En ese contexto se ubica más recientemente la denominada Alianza para la Prosperidad Económica de las Américas, presentada en otra Cumbre de las Américas, la de 2022, por el presidente Joe Biden. En el nuevo ofrecimiento estadounidense de potenciar la inversión en la región bajo el declarado propósito de detener el flujo de migrantes irregulares hacia el Norte, analistas hicieron notar la subyacente ojeriza hacia China y lo que muchos han identificado como guerra comercial de Washington contra ese país.
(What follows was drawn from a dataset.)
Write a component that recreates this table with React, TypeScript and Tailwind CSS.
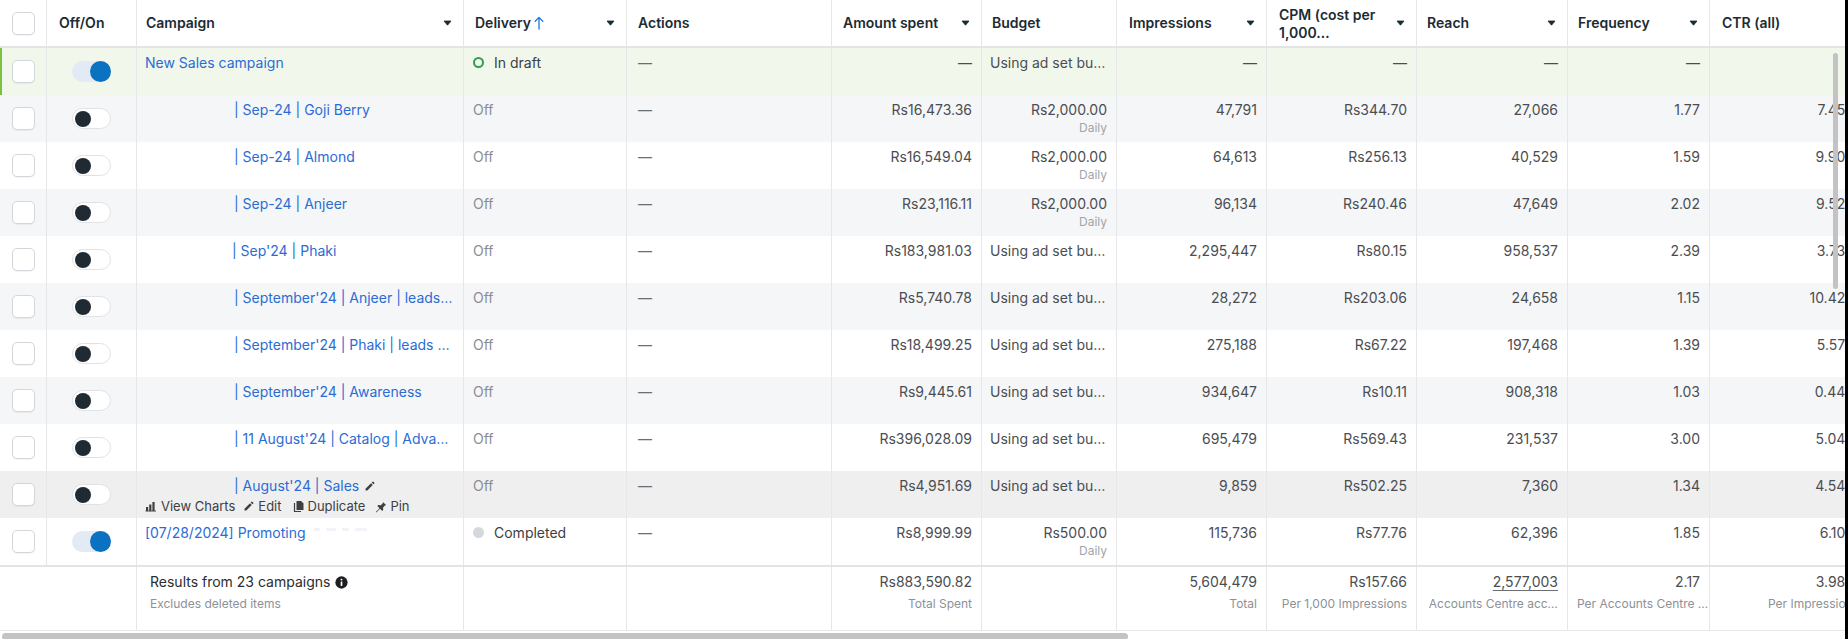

Aunque al concluir su primera cumbre, hace un mes, se identificó el desarrollo de una agenda económica como uno de los principales propósitos, sería ingenuo desconocer el término de «buena gobernanza» entre los objetivos estampados en su texto final, y el interés no declarado de Washington de frenar una auténtica integración regional mediante iniciativas como esta, donde su poder sea el centro, al mejor estilo panamericanista, y bajo la inspiración de la Doctrina Monroe.

Sin embargo, las pretensiones no dichas no son las únicas que alertan sobre su vigencia. 

Después de la sincera confesión de Trump ante la Asamblea General de la ONU en 2018, otras declaraciones oficiales han encendido las alarmas, como la «admiración» por las riquezas naturales de la región, reiterada por la jefa del Comando Sur, Laura Richardson, de manera descarnada.

Pero más allá de esos apetitos por lo que es nuestro, el monroísmo se expresa en la equívoca convicción del imperio que la hace sentirse y actuar como dueño.

Las presiones contra Venezuela y Cuba, que incluyen bloqueos e injustas e ilegales medidas punitivas y genocidas, también son parte del empeño por imponernos sus designios, y demuestran que la política exterior de Washington hacia Nuestra América no solo lanza zanahorias.